Homing in on a win is the goal for McGeeney
Armagh may have been forced to surrender home advantage for Sunday's important Allianz Football League Division Two encounter against Clare but manager Kieran McGeeney is not unduly concerned.
Indeed, McGeeney is rather more worried about his team's failure to close out last weekend's game against Kildare which yielded just one point for them instead of the two that they had badly wanted.
Now they must go in against a Clare side at Pairc Esler, Newry that put up a gutsy show before going under to Donegal at the weekend.
Armagh are sacrificing home advantage as a punishment for breaking training regulations before the start of last year's All-Ireland Championship.
Laois, Waterford and Wexford were other counties that were similarly sanctioned in an investigation that originally involved 17 counties.
Armagh travelled to Portugal for warm-weather training during a prohibited period and now pay the penalty for this.
It was thought that Dublin might also face sanction after their footballers travelled to France during the same period but the All-Ireland champions insisted at the time that the trip did not involve training and was, in fact, a historical pursuit.
Be that as it may, McGeeney is strongly focused on seeing his side collect the two points which he feels they need if they are to mount a sustainable promotion challenge.
"We're going in against a Clare side that have shown they are more than useful," insists McGeeney.
"They beat Down in the league at Newry last year so they won't be uncomfortable at this venue.
"For our part, we have to improve on our finishing. "
"Up until the point at which we met Clare in the All-Ireland qualifiers last year they were the best side we had come up against."
In that match, Clare were leading by one point as added time beckoned but a late four-point surge helped to take Armagh to what at one stage appeared an unlikely victory.
"I think this showed the calibre of Clare and they are getting even better," insists McGeeney.
Rian O'Neill and Joe McElroy are pushing for starting places on Sunday although McGeeney is unlikely to make too many changes as he bids to formulate a settled side. Both O'Neill and McElroy were introduced as substitutes against Kildare and could be in line for more game time.

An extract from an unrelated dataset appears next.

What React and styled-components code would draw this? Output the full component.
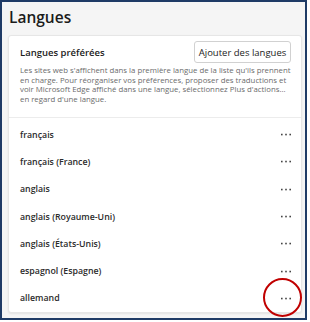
import React from 'react';
import styled, { createGlobalStyle } from 'styled-components';

const languages = [
  'français',
  'français (France)',
  'anglais',
  'anglais (Royaume-Uni)',
  'anglais (États-Unis)',
  'espagnol (Espagne)',
  'allemand',
];

function MoreIcon() {
  return (
    <svg width="10" height="3" viewBox="0 0 10 3">
      <rect x="0" y="0.75" width="1.6" height="1.6" fill="#444" />
      <rect x="4.2" y="0.75" width="1.6" height="1.6" fill="#444" />
      <rect x="8.4" y="0.75" width="1.6" height="1.6" fill="#444" />
    </svg>
  );
}

function App() {
  return (
    <>
      <GlobalStyle />
      <Frame>
        <Title>Langues</Title>
        <Card>
          <Header>
            <HeaderRow>
              <SectionTitle>Langues préférées</SectionTitle>
              <AddButton>Ajouter des langues</AddButton>
            </HeaderRow>
            <Description>
              Les sites web s'affichent dans la première langue de la liste qu'ils prennent
              en charge. Pour réorganiser vos préférences, proposer des traductions et
              voir Microsoft Edge affiché dans une langue, sélectionnez Plus d'actions...
              en regard d'une langue.
            </Description>
          </Header>
          <List>
            {languages.map((lang, i) => (
              <Row key={lang}>
                <LangName>{lang}</LangName>
                <MoreButton>
                  <MoreIcon />
                  {i === languages.length - 1 && <Highlight />}
                </MoreButton>
              </Row>
            ))}
          </List>
        </Card>
      </Frame>
    </>
  );
}

export default App;

const GlobalStyle = createGlobalStyle`
  body {
    margin: 0;
    background: #ffffff;
    font-family: "Open Sans", "Noto Sans", sans-serif;
  }
`;

const Frame = styled.div`
  box-sizing: border-box;
  width: 307px;
  height: 320px;
  border: 2px solid #1f3b66;
  background: #f5f5f5;
  padding: 0 3px 0 6px;
  overflow: hidden;
`;

const Title = styled.h1`
  margin: 0;
  height: 33px;
  padding-left: 1px;
  font-size: 15.5px;
  font-weight: 600;
  line-height: 30px;
  color: #1b1b1b;
`;

const Card = styled.div`
  box-sizing: border-box;
  width: 294px;
  height: 278px;
  background: #ffffff;
  border: 1px solid #e6e6e6;
  border-radius: 3px;
  box-shadow: 0 1px 2px rgba(0, 0, 0, 0.08);
`;

const Header = styled.div`
  padding: 5px 10px 0 11px;
  height: 76px;
  border-bottom: 1px solid #ececec;
`;

const HeaderRow = styled.div`
  display: flex;
  align-items: center;
  justify-content: space-between;
`;

const SectionTitle = styled.div`
  font-size: 9.5px;
  font-weight: 600;
  color: #1b1b1b;
`;

const AddButton = styled.button`
  box-sizing: border-box;
  height: 22px;
  width: 97px;
  padding: 0;
  border: 1px solid #d1d1d1;
  border-radius: 3px;
  background: #ffffff;
  font-family: inherit;
  font-size: 9.5px;
  color: #1b1b1b;
`;

const Description = styled.p`
  margin: 3px 0 0;
  font-size: 7.8px;
  line-height: 9.5px;
  color: #6b6b6b;
`;

const List = styled.div`
  padding-top: 3px;
`;

const Row = styled.div`
  display: flex;
  align-items: center;
  justify-content: space-between;
  height: 27.3px;
  padding: 0 10px 0 11px;
`;

const LangName = styled.span`
  font-size: 8.8px;
  font-weight: 600;
  color: #2b2b2b;
`;

const MoreButton = styled.span`
  position: relative;
  display: flex;
  align-items: center;
`;

const Highlight = styled.span`
  position: absolute;
  left: 50%;
  top: 50%;
  width: 35px;
  height: 35px;
  margin: -20px 0 0 -23px;
  border: 2.5px solid #c00000;
  border-radius: 50%;
`;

Jason Duffy is also pushing strongly for more recognition having come off the bench against Tyrone in the Dr McKenna Cup final and against Kildare.
But Armagh are still without Andrew Murnin, Ethan Rafferty and Paul Hughes.
"Obviously these are players who have been out for some time and you would like to see them back but you have to be patient. There is no doubt that there are boys pushing for places and that's good because Division Two is very competitive and we need as many people on board as possible," insists McGeeney.
Rory Grugan, Jamie Clarke and Stefan Campbell formed a lively full-forward line against Kildare but will require to be provided with even better quality possession if they are to flourish against Clare.
And it's not just in terms of the scoring stakes alone that McGeeney is keen to see an improvement this weekend.
"I thought against Kildare we did not help ourselves by giving the ball away very easily even when we were not under pressure at times," he points out.
"Obviously this is something that can sometimes happen but we have to be aware of that and tighten up on it.
"There wasn't much between Clare and Donegal last weekend so we certainly know what to expect on Sunday.
"Everyone knows that in Division Two all teams are capable of taking points off each other.
"I believe that Armagh are capable of holding their own in there but they have got to show that they can do this.
"We know from playing Clare last summer that they have a really class forward line and we are aware that we will have our work cut out for us no matter what way you look at it."
In an ironic twist, Armagh must go back to Pairc Esler later this year to face Down in an Ulster Senior Football Championship quarter-final tie.
But, as McGeeney contends, that is going to be a story for another day.